Extending homotopies of arcs to homotopies of rectangles


I am going to continue using this space as a sort of stream-of-consciousness place to sort out things that are confusing me. This is coming from my work with Rob Kirby. Here is the issue: Consider a smooth map $G \co X^n \to \Sigma^2$ from an $n$--manifold $X$ to a surface $\Sigma$; make it generic, i.e. a Morse $2$--function, with $G^{-1}(\partial \Sigma) = \partial X$. (Although I'm not sure that those requirements are really important here.) Now consider an embedding $\gamma \co [0,1] \to X$ such that $G \circ \gamma(0) = G \circ \gamma(1) = q \in \Sigma$, and assume that $\gamma$ avoids all critical points of $G$, and that $q$ is a regular value. Now further suppose that $\sigma = G \circ \gamma$ is an immersion and is homotopically trivial in $\Sigma$, via a homotopy $\sigma_t$ fixed at the end points, and suppose that $\sigma_t^{-1}(q) = \{0,1\}$ for all $t$ other than $t=1$, with, of course, $\sigma_1^{-1}(q) = [0,1]$. 

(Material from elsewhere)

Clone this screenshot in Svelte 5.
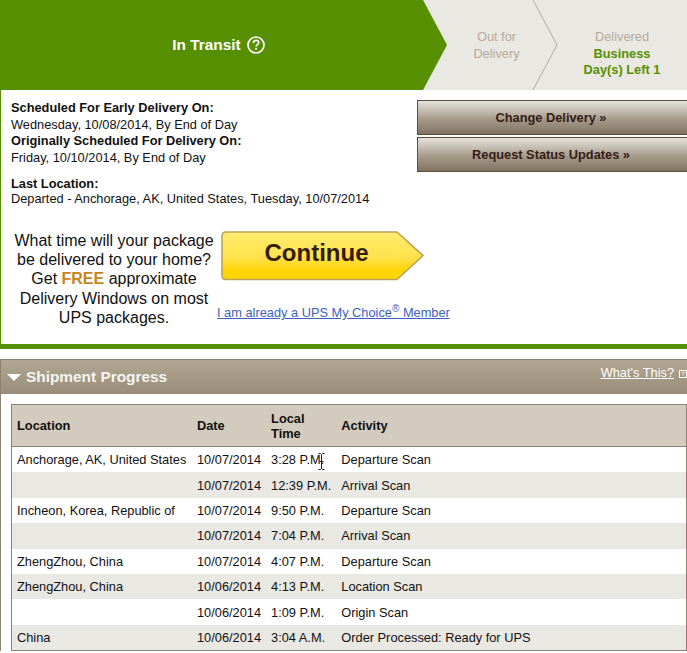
<script>
  const rows = [
    ["Anchorage, AK, United States", "10/07/2014", "3:28 P.M.", "Departure Scan"],
    ["", "10/07/2014", "12:39 P.M.", "Arrival Scan"],
    ["Incheon, Korea, Republic of", "10/07/2014", "9:50 P.M.", "Departure Scan"],
    ["", "10/07/2014", "7:04 P.M.", "Arrival Scan"],
    ["ZhengZhou, China", "10/07/2014", "4:07 P.M.", "Departure Scan"],
    ["ZhengZhou, China", "10/06/2014", "4:13 P.M.", "Location Scan"],
    ["", "10/06/2014", "1:09 P.M.", "Origin Scan"],
    ["China", "10/06/2014", "3:04 A.M.", "Order Processed: Ready for UPS"]
  ];
</script>

<div class="page">
  <div class="tracker">
    <svg class="arrows" width="687" height="90" viewBox="0 0 687 90" aria-hidden="true">
      <polygon points="0,0 423,0 447,45 423,90 0,90" fill="#568f00" />
      <polyline points="533,0 557,45 533,90" fill="none" stroke="#b5aa9c" stroke-width="1" />
    </svg>
    <div class="step current">
      <span>In Transit</span>
      <svg width="20" height="20" viewBox="0 0 20 20" aria-hidden="true">
        <circle cx="10" cy="10" r="8" fill="none" stroke="#fff" stroke-width="1.7" />
        <path d="M7.4 8c0-1.600 1.100-2.600 2.700-2.600s2.600 1 2.600 2.300c0 1.900-2.600 1.900-2.600 3.800" fill="none" stroke="#fff" stroke-width="1.700" />
        <rect x="9.200" y="12.800" width="1.800" height="1.900" fill="#fff" />
      </svg>
    </div>
    <div class="step next">Out for<br />Delivery</div>
    <div class="step last">Delivered<br /><b>Business<br />Day(s) Left 1</b></div>
  </div>

  <div class="summary">
    <div class="top">
      <div class="dates">
        <strong>Scheduled For Early Delivery On:</strong>
        <div>Wednesday, 10/08/2014, By End of Day</div>
        <strong>Originally Scheduled For Delivery On:</strong>
        <div>Friday, 10/10/2014, By End of Day</div>
        <strong class="loc">Last Location:</strong>
        <div class="dep">Departed - Anchorage, AK, United States, Tuesday, 10/07/2014</div>
      </div>
      <div class="actions">
        <div class="btn">Change Delivery »</div>
        <div class="btn">Request Status Updates »</div>
      </div>
    </div>
    <div class="promo">
      <p>What time will your package<br />be delivered to your home?<br />Get <b>FREE</b> approximate<br />Delivery Windows on most<br />UPS packages.</p>
      <div class="cta">
        <div class="continue">
          <svg width="205" height="50" viewBox="0 0 205 50" aria-hidden="true">
            <defs>
              <linearGradient id="yl" x1="0" y1="0" x2="0" y2="1">
                <stop offset="0" stop-color="#ffec70" />
                <stop offset="0.55" stop-color="#ffe14a" />
                <stop offset="0.8" stop-color="#ffd608" />
                <stop offset="1" stop-color="#ffd400" />
              </linearGradient>
            </defs>
            <path d="M5 1H176L202 24.500L176 48.500H5Q1 48.500 1 45V5Q1 1 5 1Z" fill="url(#yl)" stroke="#b9a35c" stroke-width="1.600" />
          </svg>
          <span>Continue</span>
        </div>
        <div class="member"><span class="link">I am already a UPS My Choice<sup>®</sup> Member</span></div>
      </div>
    </div>
  </div>

  <div class="progress">
    <div class="bar">
      <div class="title"><i class="tri"></i>Shipment Progress</div>
      <div class="whats"><span>What's This?</span><i class="q">?</i></div>
    </div>
    <div class="body">
      <table>
        <thead>
          <tr><th class="c1">Location</th><th class="c2">Date</th><th class="c3">Local<br />Time</th><th>Activity</th></tr>
        </thead>
        <tbody>
          {#each rows as r}
            <tr><td>{r[0]}</td><td>{r[1]}</td><td>{r[2]}</td><td>{r[3]}</td></tr>
          {/each}
        </tbody>
      </table>
    </div>
  </div>

  <svg class="ibeam" width="7" height="17" viewBox="0 0 7 17" aria-hidden="true">
    <path d="M0.500 0.500H2.500L3.500 1.500L4.500 0.500H6.500M3.500 1.500V15.500M0.500 16.500H2.500L3.500 15.500L4.500 16.500H6.500M1.500 8.500H5.500" fill="none" stroke="#222" stroke-width="1" />
  </svg>
</div>

<style>
  :global(body) { margin: 0; background: #fff; }
  .page {
    position: relative;
    width: 687px;
    height: 653px;
    overflow: hidden;
    font-family: "Liberation Sans", Arial, sans-serif;
    font-size: 12.800px;
    color: #111;
  }
  .tracker {
    position: relative;
    display: flex;
    height: 90px;
    background: #e9e8e3;
  }
  .arrows { position: absolute; left: 0; top: 0; }
  .step { position: relative; display: flex; align-items: center; justify-content: center; text-align: center; }
  .current { width: 447px; gap: 5px; color: #fff; font-size: 15.400px; font-weight: bold; padding-right: 9px; box-sizing: border-box; }
  .next { width: 100px; color: #b5aa9c; line-height: 17px; padding-right: 1px; box-sizing: border-box; }
  .last { flex: 1; color: #b5aa9c; line-height: 16.600px; padding: 29px 0 0 10px; display: block; }
  .last b { color: #568f00; }

  .summary {
    height: 254px;
    border-left: 1px solid #568f00;
    border-bottom: 5px solid #568f00;
  }
  .top { display: flex; justify-content: space-between; height: 130px; }
  .dates { padding: 10px 0 0 10px; line-height: 16.600px; }
  .dates strong { display: block; }
  .dates .loc { margin-top: 10px; }
  .dates .dep { line-height: 15.500px; margin-top: -2px; }
  .actions { display: flex; flex-direction: column; gap: 2px; padding-top: 10px; width: 270px; }
  .btn {
    box-sizing: border-box;
    height: 35px;
    display: flex;
    align-items: center;
    justify-content: center;
    border: 1px solid #5f4f39;
    border-right: 0;
    padding-right: 3px;
    background: linear-gradient(#e6e3dd, #a69b8a 55%, #817362);
    color: #351c15;
    font-weight: bold;
    font-size: 12.800px;
  }
  .promo { display: flex; }
  .promo p {
    margin: 11px 0 0 10px;
    width: 206px;
    text-align: center;
    font-size: 16px;
    line-height: 19.200px;
    color: #111;
    white-space: nowrap;
  }
  .promo p b { color: #c8841a; }
  .continue { position: relative; width: 205px; height: 50px; margin: 11px 0 0 4px; }
  .continue svg { display: block; }
  .continue span {
    position: absolute;
    left: 0; right: 14px; top: 8px;
    text-align: center;
    font-size: 24px;
    line-height: 28px;
    font-weight: bold;
    color: #351c05;
  }
  .member { margin-top: 24px; }
  .link { color: #3d5fc4; text-decoration: underline; font-size: 12.800px; line-height: 16px; }
  .link sup { font-size: 10px; line-height: 0; }

  .progress { margin-top: 10px; }
  .bar {
    box-sizing: border-box;
    height: 35px;
    display: flex;
    justify-content: space-between;
    border-top: 1px solid #8d8271;
    border-left: 1px solid #8d8271;
    background: linear-gradient(#b1a793, #998d7a);
    color: #fff;
  }
  .title { display: flex; align-items: center; gap: 5px; font-size: 15.400px; font-weight: bold; padding-left: 6px; color: #f6f4f0; }
  .tri { width: 0; height: 0; border-left: 7px solid transparent; border-right: 7px solid transparent; border-top: 7px solid #fff; }
  .whats { display: flex; align-items: flex-start; gap: 5px; font-size: 12.800px; padding-top: 5px; line-height: 16px; }
  .whats span { text-decoration: underline; }
  .q { box-sizing: border-box; width: 8px; height: 8px; margin-top: 5px; border: 1px solid #fff; font-size: 6px; line-height: 6px; font-style: normal; text-align: center; }
  .body { border-left: 1px solid #8d8271; padding: 10px 0 0 10px; }
  table {
    width: 676px;
    box-sizing: border-box;
    border-collapse: collapse;
    border: 1px solid #8d8271;
    font-size: 12.800px;
  }
  th {
    height: 41px;
    padding: 0 5px;
    text-align: left;
    background: #d3cbbe;
    border-bottom: 1px solid #8d8271;
    line-height: 15px;
    font-size: 12.800px;
  }
  td { height: 25.400px; padding: 0 5px; white-space: nowrap; }
  tbody tr:nth-child(even) td { background: #e9e8e3; }
  .c1 { width: 170px; }
  .c2 { width: 64px; }
  .c3 { width: 60px; }
  .ibeam { position: absolute; left: 318px; top: 453px; }
</style>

In this situation I want to argue that there exists an embedding $\overline{\gamma} \co [-\epsilon,\epsilon] \times [0-\epsilon,1+\epsilon] \to X$ with $\overline{\gamma}(0,x) = \gamma(x)$ for $x \in [0,1]$, rectanglehomotopy

avoiding all critical points of $G$, with:

  • $G \circ \overline{\gamma}(y,x)$ a regular value for all $y \in [-\epsilon,\epsilon]$ and $x \in \{0,1\}$, 
  • $\overline{\sigma} = G \circ \overline{\gamma}$ a generic map onto its image, i.e. locally a Morse $2$--function, and such that
  • there is a generic homotopy $\overline{\sigma}_t \co [-\epsilon,\epsilon] \times [0-\epsilon,1+\epsilon] \to \Sigma$ from $\overline{\sigma}_0 = \overline{\sigma}$ to $\overline{\sigma}_1$, fixing the boundary pointwise, and such that 
  • for the associated map $\tilde{\sigma} \co [0,1] \times [-\epsilon,\epsilon] \times [0-\epsilon,1+\epsilon]$ defined by $\tilde{\sigma}(t,y,x) = \overline{\sigma}_t(y,x)$, the set $\tilde{\sigma}^{-1}(q)$ is a single arc with endpoints $(0,0,0)$ and $(0,0,1)$, and otherwise in the interior of $[0,1] \times [-\epsilon,\epsilon] \times [0-\epsilon,1+\epsilon]$.

One observation is that, for this to happen, I think that $\overline{\sigma}$ needs to do the opposite thing to the orientation of $[-\epsilon,\epsilon] \times [0-\epsilon,1+\epsilon]$ at $(0,0,0)$ than it does at $(0,0,1)$.

Why do I think this can be done? You need to split the normal bundle of $\gamma([0,1])$ into a $2$-dimensional part, containing the tangents to the curve itself, and a complementary part, such that the $2$-dimensional part projects positively to $T_q \Sigma$ at $\gamma(0)$ and negatively at $\gamma(1)$. Then exponentiating this $2$-dimensional part for a short distance gives you $\overline{\gamma}$. The only hard part of the claim is that you can arrange for the homotopy $\tilde{\sigma}$ to have $\tilde{\sigma}^{-1}(q)$ a single arc with endpoints $(0,0,0)$ and $(0,0,1)$, while fixing the boundary pointwise. Well, I'm not totally sure it's true, so let me go work with pen and paper, and maybe leave this entry here.